> **Description of the task**
Give only the number of lines in these records that contain the word "this".

(Code that builds pages)
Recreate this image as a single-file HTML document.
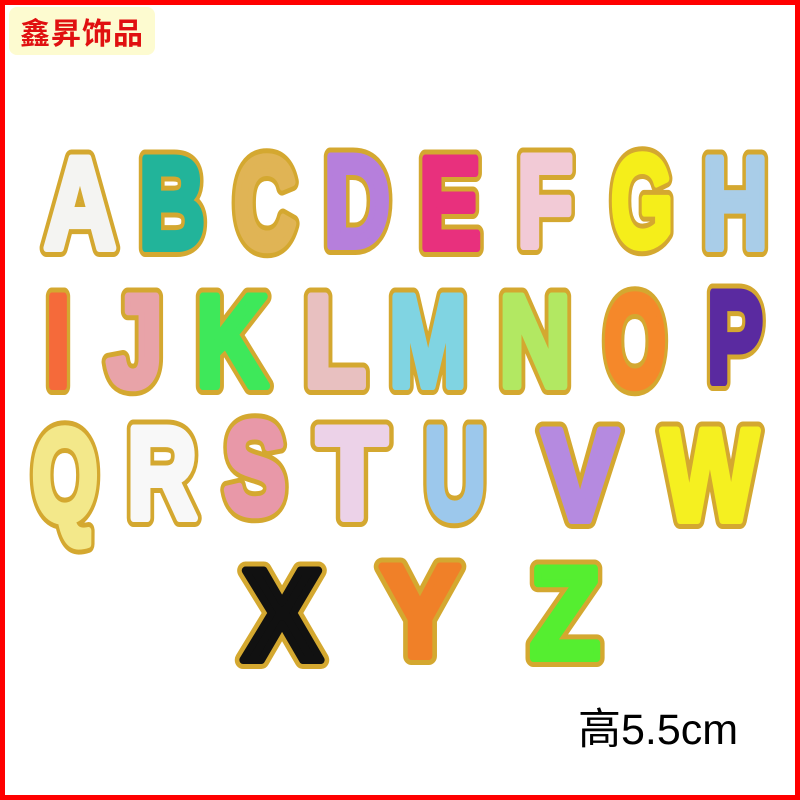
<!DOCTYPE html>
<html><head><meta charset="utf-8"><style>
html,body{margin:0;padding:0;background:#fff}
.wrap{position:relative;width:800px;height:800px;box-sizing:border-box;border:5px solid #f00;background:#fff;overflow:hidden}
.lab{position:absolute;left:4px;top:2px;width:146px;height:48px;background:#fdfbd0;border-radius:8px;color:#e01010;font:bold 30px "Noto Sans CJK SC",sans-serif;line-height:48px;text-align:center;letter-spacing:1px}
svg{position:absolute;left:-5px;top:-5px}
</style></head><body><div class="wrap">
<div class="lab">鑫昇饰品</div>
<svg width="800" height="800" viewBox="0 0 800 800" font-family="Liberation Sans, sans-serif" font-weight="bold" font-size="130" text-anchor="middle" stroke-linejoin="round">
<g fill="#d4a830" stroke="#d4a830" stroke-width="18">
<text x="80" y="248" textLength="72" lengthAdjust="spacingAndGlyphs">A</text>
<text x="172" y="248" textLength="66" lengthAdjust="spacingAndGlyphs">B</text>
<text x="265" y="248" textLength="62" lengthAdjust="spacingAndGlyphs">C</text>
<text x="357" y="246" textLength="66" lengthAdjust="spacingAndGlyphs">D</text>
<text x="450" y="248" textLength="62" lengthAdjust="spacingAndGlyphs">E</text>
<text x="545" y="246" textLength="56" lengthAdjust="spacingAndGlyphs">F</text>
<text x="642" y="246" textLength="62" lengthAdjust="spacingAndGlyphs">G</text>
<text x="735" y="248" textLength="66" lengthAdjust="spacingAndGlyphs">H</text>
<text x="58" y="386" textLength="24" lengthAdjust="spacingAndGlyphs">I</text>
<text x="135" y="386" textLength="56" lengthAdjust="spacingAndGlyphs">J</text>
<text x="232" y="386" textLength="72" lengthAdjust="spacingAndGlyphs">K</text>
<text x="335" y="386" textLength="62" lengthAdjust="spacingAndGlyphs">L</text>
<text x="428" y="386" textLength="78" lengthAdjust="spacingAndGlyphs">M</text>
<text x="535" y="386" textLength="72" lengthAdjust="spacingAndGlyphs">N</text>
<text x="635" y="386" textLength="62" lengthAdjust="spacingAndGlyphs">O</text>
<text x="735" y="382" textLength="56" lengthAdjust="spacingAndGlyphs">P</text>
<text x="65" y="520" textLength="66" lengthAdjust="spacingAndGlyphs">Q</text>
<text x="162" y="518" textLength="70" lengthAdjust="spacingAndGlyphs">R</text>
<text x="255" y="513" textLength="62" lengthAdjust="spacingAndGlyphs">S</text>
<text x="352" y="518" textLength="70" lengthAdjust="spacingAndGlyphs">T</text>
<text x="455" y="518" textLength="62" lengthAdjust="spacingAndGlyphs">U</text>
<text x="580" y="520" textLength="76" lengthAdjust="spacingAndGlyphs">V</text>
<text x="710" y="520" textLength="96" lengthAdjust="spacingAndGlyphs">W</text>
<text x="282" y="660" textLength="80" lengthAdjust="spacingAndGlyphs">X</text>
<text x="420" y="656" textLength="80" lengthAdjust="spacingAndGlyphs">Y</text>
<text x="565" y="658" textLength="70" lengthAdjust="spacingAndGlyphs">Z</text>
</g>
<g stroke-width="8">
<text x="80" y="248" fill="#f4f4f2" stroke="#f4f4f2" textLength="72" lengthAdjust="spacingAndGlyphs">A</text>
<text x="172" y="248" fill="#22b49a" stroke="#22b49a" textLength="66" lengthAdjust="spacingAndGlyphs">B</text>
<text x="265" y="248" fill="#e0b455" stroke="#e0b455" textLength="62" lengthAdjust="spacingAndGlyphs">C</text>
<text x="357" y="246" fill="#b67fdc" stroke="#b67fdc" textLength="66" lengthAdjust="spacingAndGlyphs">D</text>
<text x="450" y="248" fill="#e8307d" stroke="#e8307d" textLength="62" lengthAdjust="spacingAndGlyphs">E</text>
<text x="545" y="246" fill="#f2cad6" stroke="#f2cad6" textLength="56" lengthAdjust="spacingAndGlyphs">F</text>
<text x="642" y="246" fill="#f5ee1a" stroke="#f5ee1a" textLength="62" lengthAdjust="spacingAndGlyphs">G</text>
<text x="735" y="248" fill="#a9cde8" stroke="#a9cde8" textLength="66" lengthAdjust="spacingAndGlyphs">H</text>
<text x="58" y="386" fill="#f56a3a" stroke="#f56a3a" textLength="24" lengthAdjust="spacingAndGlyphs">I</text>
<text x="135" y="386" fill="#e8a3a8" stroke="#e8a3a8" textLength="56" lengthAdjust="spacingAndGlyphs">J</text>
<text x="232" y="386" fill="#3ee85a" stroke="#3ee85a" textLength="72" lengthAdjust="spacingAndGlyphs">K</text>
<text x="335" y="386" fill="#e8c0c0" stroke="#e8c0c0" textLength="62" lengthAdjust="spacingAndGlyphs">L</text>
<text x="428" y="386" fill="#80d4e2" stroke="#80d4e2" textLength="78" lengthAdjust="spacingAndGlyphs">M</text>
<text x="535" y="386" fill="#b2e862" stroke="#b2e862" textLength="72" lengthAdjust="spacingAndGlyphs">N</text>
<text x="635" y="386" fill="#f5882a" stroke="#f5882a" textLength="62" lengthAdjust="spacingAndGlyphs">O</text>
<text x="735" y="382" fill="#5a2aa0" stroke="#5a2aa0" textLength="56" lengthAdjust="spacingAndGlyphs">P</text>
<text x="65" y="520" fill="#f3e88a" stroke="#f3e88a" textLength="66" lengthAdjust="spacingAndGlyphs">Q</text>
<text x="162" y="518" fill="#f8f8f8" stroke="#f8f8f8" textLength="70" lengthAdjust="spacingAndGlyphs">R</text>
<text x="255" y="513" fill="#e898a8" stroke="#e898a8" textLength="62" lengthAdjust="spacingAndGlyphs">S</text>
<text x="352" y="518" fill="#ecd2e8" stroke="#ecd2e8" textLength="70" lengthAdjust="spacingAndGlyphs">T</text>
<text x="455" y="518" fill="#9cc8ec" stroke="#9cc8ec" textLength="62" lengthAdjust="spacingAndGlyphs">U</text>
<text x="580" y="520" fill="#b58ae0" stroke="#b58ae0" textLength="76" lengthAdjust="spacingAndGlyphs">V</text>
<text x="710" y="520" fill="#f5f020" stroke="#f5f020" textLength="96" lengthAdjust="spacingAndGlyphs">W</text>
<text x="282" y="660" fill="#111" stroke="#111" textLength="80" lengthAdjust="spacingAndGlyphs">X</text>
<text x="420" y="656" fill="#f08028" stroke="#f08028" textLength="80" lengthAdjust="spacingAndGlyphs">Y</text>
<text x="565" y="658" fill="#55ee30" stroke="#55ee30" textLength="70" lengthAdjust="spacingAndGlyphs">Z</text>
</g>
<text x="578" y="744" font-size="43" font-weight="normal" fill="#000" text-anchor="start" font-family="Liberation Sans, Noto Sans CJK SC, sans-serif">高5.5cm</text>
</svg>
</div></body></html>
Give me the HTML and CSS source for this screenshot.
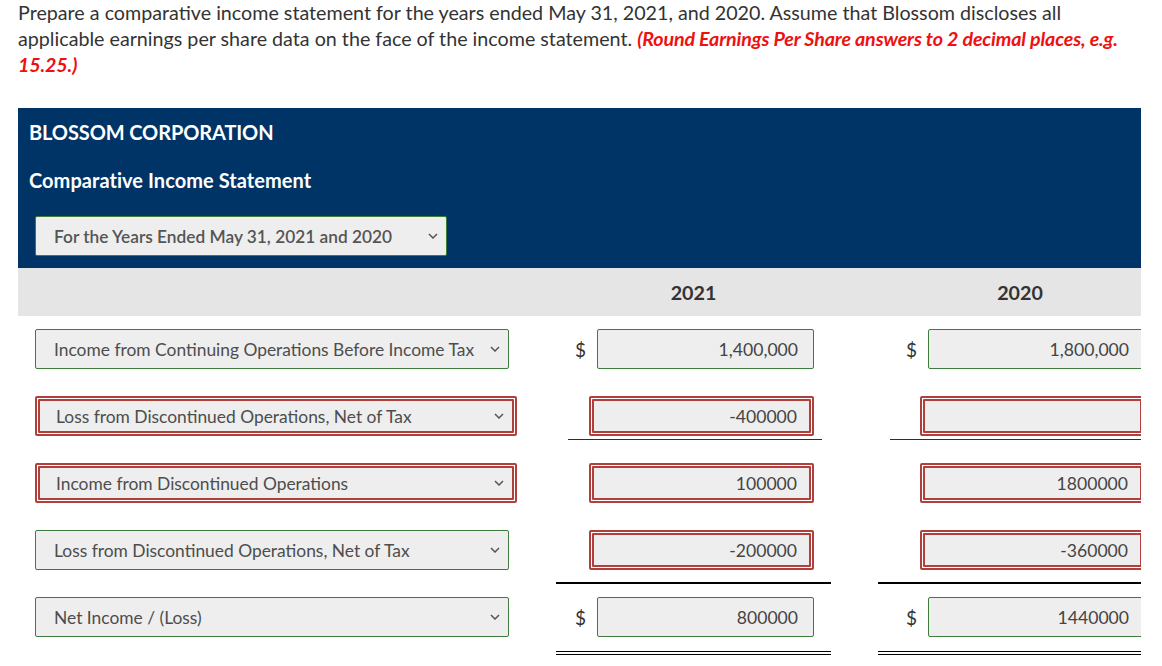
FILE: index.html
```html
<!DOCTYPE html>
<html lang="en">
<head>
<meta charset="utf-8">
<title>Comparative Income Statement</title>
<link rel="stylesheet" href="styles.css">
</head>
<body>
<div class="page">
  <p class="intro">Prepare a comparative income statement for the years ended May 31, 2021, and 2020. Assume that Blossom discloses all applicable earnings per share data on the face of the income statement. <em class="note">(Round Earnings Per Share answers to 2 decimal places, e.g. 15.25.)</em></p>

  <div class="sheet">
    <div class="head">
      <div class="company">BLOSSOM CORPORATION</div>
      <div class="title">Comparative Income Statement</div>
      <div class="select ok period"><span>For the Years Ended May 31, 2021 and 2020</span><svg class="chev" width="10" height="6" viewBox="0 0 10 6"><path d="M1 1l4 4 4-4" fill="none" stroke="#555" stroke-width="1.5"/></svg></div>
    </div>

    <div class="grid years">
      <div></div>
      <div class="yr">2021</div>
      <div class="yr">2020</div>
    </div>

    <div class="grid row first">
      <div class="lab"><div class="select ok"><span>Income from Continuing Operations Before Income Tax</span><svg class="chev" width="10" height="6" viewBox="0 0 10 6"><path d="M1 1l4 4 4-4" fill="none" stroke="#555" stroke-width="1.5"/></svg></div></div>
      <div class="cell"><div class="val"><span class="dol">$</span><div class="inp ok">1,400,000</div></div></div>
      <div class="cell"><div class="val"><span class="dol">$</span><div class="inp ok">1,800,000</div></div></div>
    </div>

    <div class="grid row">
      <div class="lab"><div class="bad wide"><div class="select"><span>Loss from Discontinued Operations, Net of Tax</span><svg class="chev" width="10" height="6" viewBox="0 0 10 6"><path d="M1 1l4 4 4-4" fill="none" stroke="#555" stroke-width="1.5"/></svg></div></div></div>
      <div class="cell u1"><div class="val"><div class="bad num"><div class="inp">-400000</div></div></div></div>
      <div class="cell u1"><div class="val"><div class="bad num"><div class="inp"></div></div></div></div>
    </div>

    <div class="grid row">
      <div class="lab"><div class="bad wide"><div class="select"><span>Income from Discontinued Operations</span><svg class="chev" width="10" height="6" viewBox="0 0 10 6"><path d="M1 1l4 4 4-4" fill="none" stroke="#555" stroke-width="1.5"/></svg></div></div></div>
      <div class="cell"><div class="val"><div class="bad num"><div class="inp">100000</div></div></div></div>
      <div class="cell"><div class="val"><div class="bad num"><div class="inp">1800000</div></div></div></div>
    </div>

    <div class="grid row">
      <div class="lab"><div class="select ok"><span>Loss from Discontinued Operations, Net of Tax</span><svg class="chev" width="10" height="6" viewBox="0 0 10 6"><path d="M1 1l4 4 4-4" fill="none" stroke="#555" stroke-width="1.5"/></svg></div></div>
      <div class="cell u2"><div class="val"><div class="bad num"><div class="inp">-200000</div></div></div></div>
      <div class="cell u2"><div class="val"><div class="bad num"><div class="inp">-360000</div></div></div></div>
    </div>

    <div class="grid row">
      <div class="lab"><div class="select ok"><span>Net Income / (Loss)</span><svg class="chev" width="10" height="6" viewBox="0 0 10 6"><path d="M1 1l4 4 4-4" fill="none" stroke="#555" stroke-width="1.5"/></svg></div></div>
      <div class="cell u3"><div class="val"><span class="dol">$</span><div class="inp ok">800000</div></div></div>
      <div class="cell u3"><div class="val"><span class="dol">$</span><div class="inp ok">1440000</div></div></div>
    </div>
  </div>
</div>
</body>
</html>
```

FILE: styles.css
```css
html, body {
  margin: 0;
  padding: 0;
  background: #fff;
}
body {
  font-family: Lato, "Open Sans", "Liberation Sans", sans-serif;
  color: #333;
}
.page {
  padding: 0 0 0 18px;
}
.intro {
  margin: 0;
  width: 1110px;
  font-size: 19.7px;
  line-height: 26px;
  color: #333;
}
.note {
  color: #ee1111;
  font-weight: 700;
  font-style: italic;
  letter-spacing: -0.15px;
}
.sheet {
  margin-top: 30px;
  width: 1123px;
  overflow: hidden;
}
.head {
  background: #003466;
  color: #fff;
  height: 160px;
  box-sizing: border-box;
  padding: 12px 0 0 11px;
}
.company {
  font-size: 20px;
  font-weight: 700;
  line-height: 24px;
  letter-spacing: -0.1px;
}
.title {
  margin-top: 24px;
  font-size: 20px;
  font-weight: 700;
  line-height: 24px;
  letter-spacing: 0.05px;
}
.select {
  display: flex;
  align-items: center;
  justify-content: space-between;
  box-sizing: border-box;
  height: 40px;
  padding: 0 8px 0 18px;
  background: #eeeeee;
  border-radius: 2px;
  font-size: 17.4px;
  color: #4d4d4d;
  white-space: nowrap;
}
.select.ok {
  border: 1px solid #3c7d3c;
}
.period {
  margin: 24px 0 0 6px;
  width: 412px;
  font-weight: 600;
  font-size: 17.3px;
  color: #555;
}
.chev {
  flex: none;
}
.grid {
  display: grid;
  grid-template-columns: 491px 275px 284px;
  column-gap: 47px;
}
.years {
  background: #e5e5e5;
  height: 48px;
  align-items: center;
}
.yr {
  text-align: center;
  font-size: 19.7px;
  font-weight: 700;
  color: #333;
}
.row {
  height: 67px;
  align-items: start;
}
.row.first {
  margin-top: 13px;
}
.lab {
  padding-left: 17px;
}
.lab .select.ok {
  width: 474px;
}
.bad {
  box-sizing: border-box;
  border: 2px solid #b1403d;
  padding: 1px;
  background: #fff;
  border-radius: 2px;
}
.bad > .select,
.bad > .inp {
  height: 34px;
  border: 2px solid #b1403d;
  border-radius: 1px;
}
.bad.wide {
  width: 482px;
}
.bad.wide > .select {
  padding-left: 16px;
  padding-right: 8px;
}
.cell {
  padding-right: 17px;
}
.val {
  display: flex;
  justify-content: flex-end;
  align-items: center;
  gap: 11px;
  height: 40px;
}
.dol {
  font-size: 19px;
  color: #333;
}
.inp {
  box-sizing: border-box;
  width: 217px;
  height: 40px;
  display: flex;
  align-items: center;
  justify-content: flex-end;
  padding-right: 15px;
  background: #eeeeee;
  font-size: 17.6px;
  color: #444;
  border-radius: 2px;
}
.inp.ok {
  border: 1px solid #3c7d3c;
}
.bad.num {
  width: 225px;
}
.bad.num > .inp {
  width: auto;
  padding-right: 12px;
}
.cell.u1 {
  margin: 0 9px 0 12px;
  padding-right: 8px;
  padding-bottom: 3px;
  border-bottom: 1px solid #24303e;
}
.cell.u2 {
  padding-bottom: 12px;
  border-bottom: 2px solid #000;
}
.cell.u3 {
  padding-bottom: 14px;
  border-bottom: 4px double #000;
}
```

> **The reply**
2